Est-il exagéré de parler de discours dominant en économie ? Un bref regard sur la récente campagne des législatives permet de s’en convaincre. Tandis que le camp présidentiel évoquait l’impérieuse nécessité de faire des économies budgétaires (notamment sur les retraites) pour maintenir notre système à flot, d’autres camps étaient présentés comme ceux de la déraison, voire de l’anarchie. C’est à cette vision binaire, qui prive le débat public de discussions autour de l’économie, que l’économiste Éloi Laurent entend s’attaquer.
Le professeur à Sciences Po Bordeaux n’en est pas à son coup d’essai dans la dissidence économique. Bien loin des arguments libéraux et productivistes, Éloi Laurent dénonce depuis des années certaines visions néolibérales de l’économie, devenues des totems intouchables. Au premier rang d’entre elles, la primauté de la croissance, rendue désirable parce qu’historiquement vectrice de bien-être et d’une hausse des niveaux de vie. Quitte à ce qu’aujourd’hui, dévoyant même la logique initiale du désir de croissance, les pays entament un détricotage en règle de leur droit du travail et détruisent leur environnement – réduisant donc, bien-être et niveau de vie – au nom de cette même croissance.
Gare aux poncifs
Avec La Raison économique et ses monstres, ce sont les arguments « rationnels » égrainés dans le débat public qu’Éloi Laurent entend déconstruire. Tout y passe. Le supposé choix que l’on devrait faire entre notre modèle social financé grâce à la « générosité » et la nécessité de faire des économies. Le « succès » de la révolution numérique durant la crise du Covid. La possibilité de réaliser une transition écologique sans passer par une réduction de notre consommation d’énergie (la fameuse et effrayante sobriété, notamment énergétique).

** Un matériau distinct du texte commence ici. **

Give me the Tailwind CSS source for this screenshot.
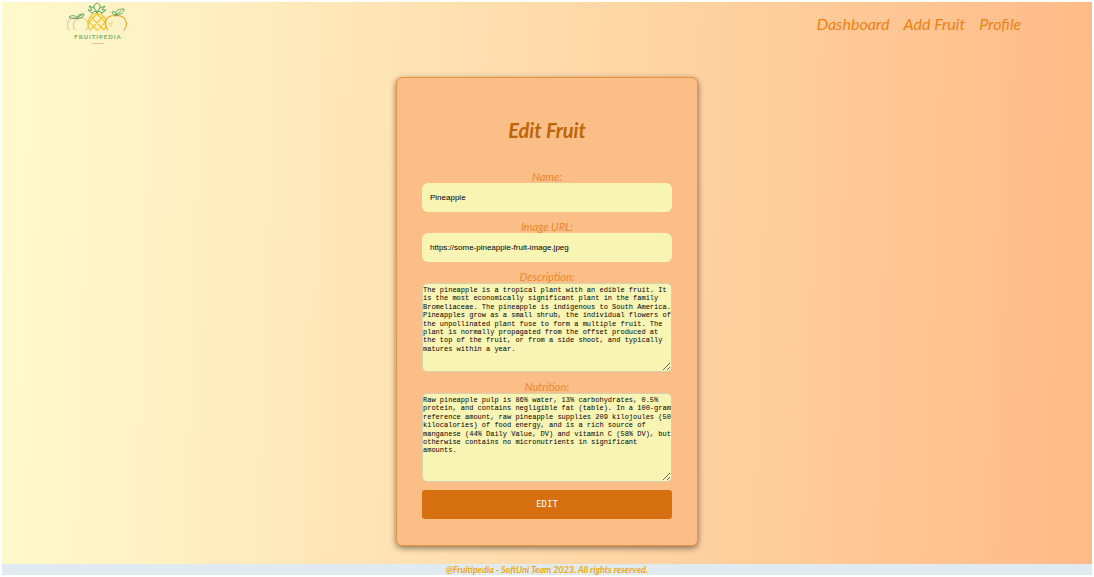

« On peut penser que la crise écologique remonte à l’avènement du capitalisme (…) mais les éléments empiriques à l’appui de cette thèse sont fragiles. La crise écologique commence vraiment dans les années 1940, lorsque la croissance économique devient le but ultime des sociétés occidentales puis, graduellement, du reste du monde. (…) Ce récit de la croissance économique a survécu à l’explosion des inégalités de revenu au sein des pays depuis 1980 grâce à la réduction simultanée des inégalités de revenu entre les pays »
La raison économique et ses monstres, Éloi Laurent
On peut ne pas être d’accord avec Éloi Laurent. L’économiste, engagé à gauche, est entré au parlement de la Nupes en mai dernier. En revanche, peu importe ses opinions politiques, il faut lire Éloi Laurent. Pour confronter les idées, d’abord. L’économie n’est pas une science dure et les choix économiques doivent être débattus. C’est là le ciment même de la démocratie. Les évidences n’existent pas. Il faut lire La raison économique et ses monstres aussi pour se souvenir de la logique originelle de certaines innovations politiques et sociales. La protection sociale, comme l’assurance chômage, comme le système de retraite, ne sont pas des « générosités » que l’on accorde aux citoyens selon le contexte. C’est un droit pour lequel chaque citoyen cotise, qui doit permettre d’éviter la fameuse « peur des lendemains », vectrice de tant d’inégalités autrefois.
La raison économique et ses monstres d’Éloi Laurent, éditions Les Liens qui libèrent, 12 euros.